My task was to explain that one of the defining characteristics of America is the economic system of market capitalism. This is a system of voluntary exchange. No one is exploited in market capitalism as he or she must volunteer to buy any good they purchase, or must be willing to work at the wage offered. As a consequence producers must pay the owners of any resource the opportunity cost of the resource -- the value of the resource in its next best alternative. If the steel purchased by an auto maker was worth more in another use, then the auto maker would not have been able to bid it away. And finally, producers must make a product with these resources that consumers value more than what was paid for the resources or go out of business. This system must make the most efficient use of resources.

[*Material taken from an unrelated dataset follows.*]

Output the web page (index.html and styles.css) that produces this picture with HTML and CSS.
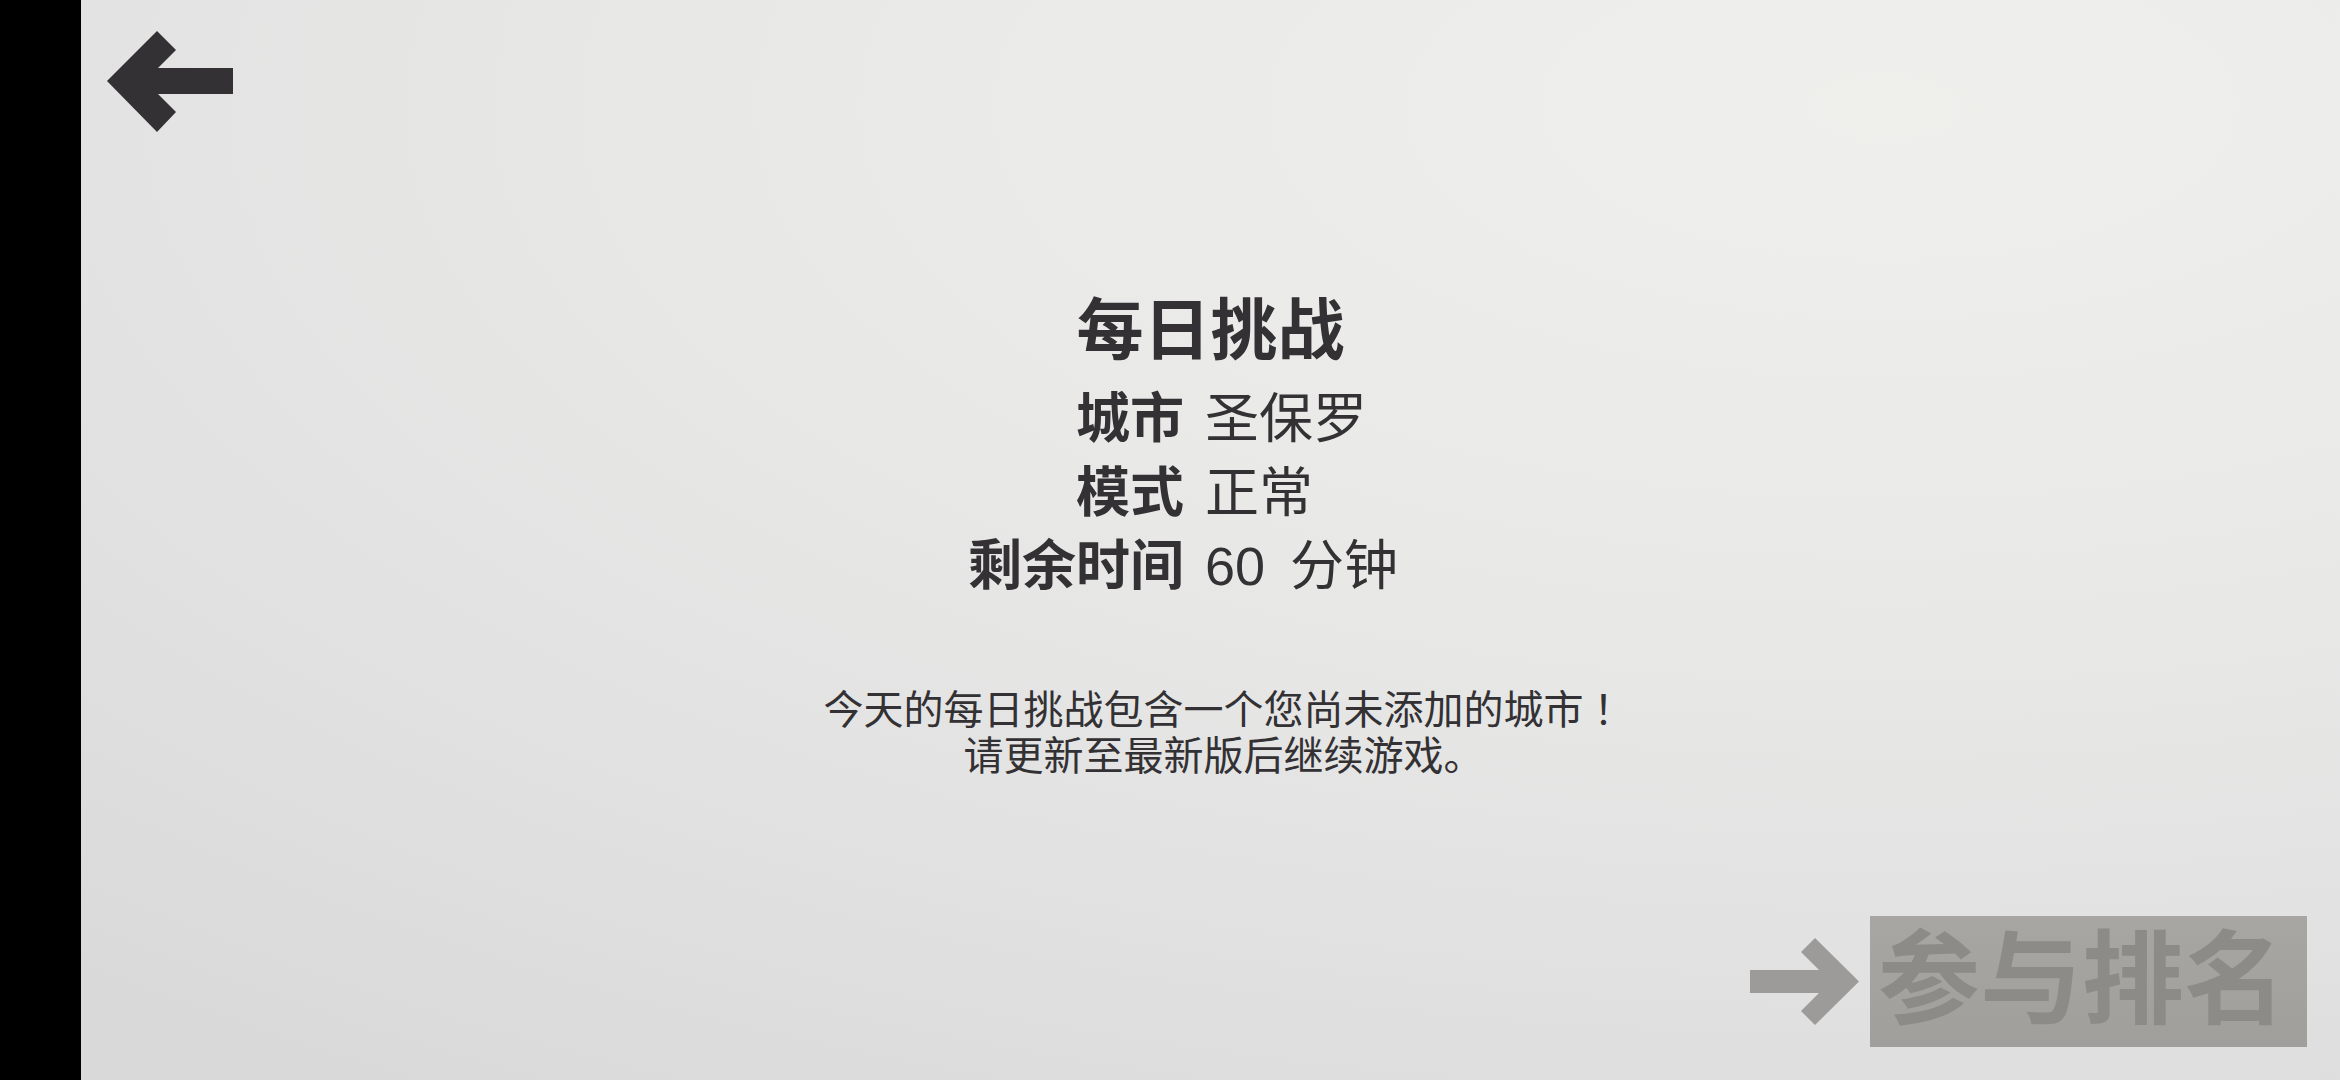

Unfortunately, we are in a state where we are turning over vast swaths of our economy to the central planners in Washington, who cannot possibly know what the most valued use of resources are, and who do not have the incentives to do allocate resources efficiently even if they could somehow know what consumers valued most. Leonard Read’s famous paper, “I Pencil,” clearly demonstrates the impossibility of central planning to even provide pencils, much less health care. This has come about because the limits on our Congress that are put up by the Constitution to protect us from arbitrary power have been ignored. The only defense we have is to restore America through educating people about what it is that made America a wealthy nation of free people. Hayek put it best:

"If old truths are to retain their hold on men’s minds, they must be restated in the language and concepts of successive generations…It has been a long time since that ideal of freedom which inspired modern western civilization, and whose partial realization made possible the achievement of that civilization was effectively restated."

 If we are to succeed in the great struggle of ideas that is under way, we must first of all know what we believe; we must also become clear in our minds as to what it is that we want to preserve if we are to keep ourselves from drifting.

It was heartening to see such a large and enthusiastic audience spent two days learning about “that ideal of freedom which inspired modern western civilization.” Perhaps there is hope that we may once again find that liberty is what defines America and keeps us prosperous.